### TO BE DONE
From the entries below, gather each line containing the word "this".

----

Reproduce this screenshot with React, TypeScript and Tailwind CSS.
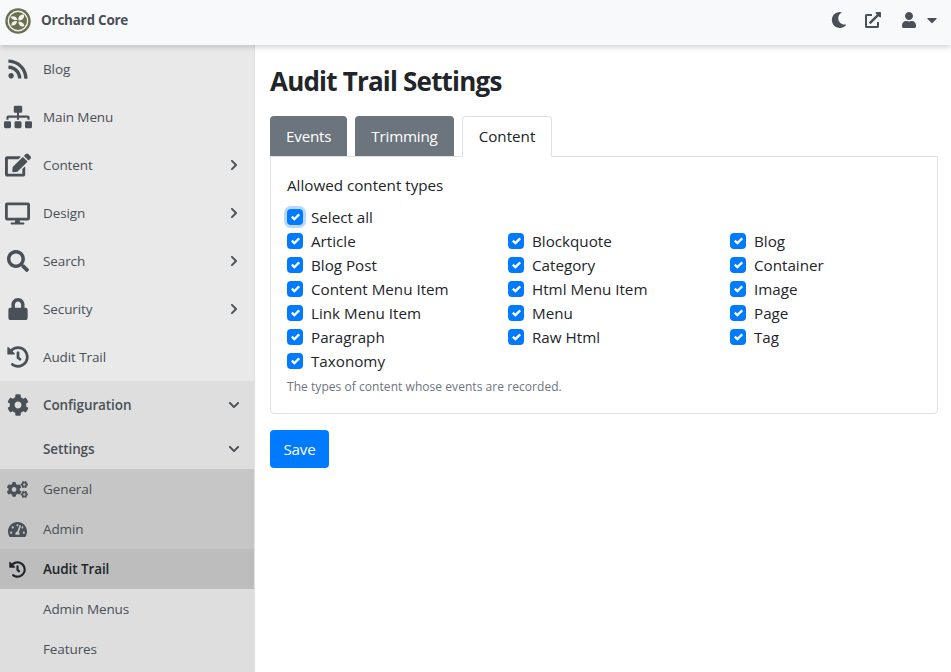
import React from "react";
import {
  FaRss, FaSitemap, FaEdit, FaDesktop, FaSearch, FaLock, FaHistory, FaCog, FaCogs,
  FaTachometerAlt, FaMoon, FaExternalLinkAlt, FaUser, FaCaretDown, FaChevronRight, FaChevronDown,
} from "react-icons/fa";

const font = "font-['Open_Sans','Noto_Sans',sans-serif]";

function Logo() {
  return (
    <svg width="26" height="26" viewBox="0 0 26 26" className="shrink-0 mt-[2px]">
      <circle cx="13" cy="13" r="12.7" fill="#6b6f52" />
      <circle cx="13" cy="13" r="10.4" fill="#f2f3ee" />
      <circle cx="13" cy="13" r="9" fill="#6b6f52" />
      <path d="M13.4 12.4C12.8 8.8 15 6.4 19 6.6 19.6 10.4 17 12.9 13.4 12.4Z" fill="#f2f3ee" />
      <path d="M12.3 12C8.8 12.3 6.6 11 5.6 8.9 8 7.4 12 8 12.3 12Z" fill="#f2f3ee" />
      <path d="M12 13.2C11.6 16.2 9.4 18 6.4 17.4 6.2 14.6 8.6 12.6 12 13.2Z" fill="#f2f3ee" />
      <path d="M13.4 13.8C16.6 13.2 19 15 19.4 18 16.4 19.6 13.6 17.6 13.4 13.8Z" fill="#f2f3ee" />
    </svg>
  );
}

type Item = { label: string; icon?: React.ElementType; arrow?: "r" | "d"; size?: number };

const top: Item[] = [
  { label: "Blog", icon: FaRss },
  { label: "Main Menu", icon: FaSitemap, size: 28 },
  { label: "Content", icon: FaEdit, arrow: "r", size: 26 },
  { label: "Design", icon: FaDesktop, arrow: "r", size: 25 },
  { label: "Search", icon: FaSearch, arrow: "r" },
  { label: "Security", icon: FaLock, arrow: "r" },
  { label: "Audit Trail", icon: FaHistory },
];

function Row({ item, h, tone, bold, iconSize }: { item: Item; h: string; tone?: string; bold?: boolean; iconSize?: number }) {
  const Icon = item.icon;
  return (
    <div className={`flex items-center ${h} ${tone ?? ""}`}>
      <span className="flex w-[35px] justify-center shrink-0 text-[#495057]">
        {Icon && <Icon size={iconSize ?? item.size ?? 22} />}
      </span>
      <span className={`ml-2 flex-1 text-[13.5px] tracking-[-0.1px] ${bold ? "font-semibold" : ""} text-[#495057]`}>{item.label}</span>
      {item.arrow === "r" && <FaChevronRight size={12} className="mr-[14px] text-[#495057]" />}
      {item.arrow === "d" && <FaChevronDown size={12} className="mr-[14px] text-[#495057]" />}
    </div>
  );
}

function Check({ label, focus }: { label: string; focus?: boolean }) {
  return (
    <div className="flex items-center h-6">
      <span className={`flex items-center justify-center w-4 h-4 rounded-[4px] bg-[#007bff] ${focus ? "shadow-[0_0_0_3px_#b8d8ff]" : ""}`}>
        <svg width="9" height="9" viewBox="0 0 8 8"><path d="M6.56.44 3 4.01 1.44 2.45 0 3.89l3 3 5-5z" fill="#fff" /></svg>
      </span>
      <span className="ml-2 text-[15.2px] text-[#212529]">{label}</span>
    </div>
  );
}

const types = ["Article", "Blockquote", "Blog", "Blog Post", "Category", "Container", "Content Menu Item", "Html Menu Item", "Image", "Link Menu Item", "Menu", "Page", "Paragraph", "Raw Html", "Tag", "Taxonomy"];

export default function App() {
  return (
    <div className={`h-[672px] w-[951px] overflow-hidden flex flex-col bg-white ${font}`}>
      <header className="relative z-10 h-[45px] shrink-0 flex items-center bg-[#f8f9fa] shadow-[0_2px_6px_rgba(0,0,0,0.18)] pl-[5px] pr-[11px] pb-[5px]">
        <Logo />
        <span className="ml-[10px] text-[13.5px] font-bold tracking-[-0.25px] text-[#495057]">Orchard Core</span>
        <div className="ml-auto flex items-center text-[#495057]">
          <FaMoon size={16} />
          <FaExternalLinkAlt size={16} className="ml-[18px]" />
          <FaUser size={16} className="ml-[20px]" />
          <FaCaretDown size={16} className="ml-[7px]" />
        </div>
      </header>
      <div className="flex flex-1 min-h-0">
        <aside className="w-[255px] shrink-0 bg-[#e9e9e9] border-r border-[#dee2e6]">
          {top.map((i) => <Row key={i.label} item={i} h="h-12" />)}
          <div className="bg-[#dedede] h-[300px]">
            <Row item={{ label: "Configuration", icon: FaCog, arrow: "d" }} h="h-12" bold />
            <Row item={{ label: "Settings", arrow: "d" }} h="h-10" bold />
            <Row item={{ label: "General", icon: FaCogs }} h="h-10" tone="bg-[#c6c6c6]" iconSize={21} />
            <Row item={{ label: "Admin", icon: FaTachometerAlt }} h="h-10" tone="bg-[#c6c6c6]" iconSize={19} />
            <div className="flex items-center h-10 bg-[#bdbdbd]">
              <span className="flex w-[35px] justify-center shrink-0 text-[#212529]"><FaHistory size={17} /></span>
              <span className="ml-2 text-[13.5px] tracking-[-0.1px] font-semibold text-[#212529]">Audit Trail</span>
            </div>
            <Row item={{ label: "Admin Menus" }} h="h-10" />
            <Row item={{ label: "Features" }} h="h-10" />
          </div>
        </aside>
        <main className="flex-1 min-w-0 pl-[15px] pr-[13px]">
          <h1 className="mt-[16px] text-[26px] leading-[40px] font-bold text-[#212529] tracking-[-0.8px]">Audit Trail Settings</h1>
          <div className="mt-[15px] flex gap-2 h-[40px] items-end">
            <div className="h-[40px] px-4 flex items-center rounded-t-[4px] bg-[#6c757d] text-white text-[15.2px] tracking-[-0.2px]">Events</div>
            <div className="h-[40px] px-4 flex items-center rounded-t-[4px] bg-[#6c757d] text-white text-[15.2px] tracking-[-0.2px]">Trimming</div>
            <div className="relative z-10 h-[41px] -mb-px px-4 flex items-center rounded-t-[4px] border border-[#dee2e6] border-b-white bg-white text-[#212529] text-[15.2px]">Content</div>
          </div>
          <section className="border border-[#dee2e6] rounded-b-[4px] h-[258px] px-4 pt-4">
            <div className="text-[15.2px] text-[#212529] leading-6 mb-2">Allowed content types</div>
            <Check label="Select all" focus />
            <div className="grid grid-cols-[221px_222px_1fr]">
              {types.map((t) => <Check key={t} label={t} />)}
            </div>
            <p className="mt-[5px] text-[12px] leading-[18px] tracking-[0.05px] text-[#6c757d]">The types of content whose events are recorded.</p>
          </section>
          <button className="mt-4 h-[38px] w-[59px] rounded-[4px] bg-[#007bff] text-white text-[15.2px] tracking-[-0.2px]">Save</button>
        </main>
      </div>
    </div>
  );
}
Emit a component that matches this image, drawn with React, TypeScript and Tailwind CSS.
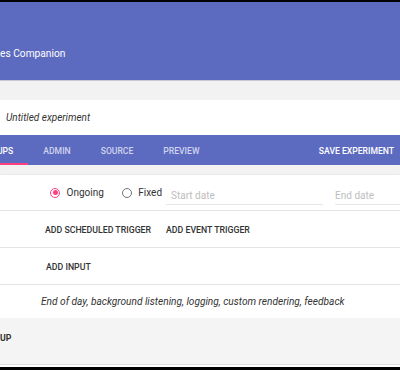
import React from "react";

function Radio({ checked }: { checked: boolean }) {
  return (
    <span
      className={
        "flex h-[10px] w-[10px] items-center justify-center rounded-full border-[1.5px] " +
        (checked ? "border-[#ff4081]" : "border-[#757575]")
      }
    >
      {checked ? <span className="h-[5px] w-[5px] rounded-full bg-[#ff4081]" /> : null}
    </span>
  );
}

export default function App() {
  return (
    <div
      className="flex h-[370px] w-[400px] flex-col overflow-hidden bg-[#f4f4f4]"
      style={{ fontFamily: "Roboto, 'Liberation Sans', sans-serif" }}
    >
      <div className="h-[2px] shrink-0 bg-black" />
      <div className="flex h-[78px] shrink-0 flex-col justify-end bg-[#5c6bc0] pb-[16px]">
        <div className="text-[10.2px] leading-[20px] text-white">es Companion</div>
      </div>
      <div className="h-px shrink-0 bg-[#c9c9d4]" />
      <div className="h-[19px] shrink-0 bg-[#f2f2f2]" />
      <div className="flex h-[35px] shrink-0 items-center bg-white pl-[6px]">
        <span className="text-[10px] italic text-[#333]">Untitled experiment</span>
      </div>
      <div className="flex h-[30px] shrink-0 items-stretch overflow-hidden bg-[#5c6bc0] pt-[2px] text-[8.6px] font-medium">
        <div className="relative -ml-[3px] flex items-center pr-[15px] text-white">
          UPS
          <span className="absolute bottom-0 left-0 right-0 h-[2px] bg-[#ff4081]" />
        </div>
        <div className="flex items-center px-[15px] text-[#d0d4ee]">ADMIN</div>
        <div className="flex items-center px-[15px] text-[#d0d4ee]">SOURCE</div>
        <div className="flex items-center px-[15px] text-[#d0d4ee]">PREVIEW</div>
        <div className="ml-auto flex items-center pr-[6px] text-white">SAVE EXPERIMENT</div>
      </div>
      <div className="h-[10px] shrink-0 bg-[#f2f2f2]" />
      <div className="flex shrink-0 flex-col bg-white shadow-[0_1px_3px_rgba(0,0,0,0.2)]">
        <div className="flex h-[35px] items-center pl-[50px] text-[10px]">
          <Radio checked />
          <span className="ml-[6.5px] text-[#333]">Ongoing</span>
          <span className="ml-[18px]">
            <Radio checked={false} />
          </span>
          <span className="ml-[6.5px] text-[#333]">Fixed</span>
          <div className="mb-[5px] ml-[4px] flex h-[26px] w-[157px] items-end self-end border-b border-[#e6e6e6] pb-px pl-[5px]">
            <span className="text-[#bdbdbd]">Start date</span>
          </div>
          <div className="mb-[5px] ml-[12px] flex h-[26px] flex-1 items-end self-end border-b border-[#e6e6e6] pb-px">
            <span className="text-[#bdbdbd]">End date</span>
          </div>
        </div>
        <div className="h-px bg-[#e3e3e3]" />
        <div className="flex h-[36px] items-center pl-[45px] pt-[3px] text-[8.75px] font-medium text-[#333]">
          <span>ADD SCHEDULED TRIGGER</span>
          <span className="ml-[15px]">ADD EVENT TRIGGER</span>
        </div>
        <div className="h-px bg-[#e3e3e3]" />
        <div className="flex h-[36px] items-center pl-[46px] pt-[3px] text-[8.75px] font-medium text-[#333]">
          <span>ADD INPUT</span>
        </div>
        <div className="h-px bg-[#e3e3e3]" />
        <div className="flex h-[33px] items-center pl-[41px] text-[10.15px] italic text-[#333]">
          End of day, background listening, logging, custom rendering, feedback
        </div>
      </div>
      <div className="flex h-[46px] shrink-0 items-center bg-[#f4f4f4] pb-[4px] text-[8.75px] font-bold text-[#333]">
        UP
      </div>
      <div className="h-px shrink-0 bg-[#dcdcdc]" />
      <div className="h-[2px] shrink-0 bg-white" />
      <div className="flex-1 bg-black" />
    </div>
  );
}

----

### TASK SOLUTION
Reproduce this screenshot with React, TypeScript and Tailwind CSS.
Emit a component that matches this image, drawn with React, TypeScript and Tailwind CSS.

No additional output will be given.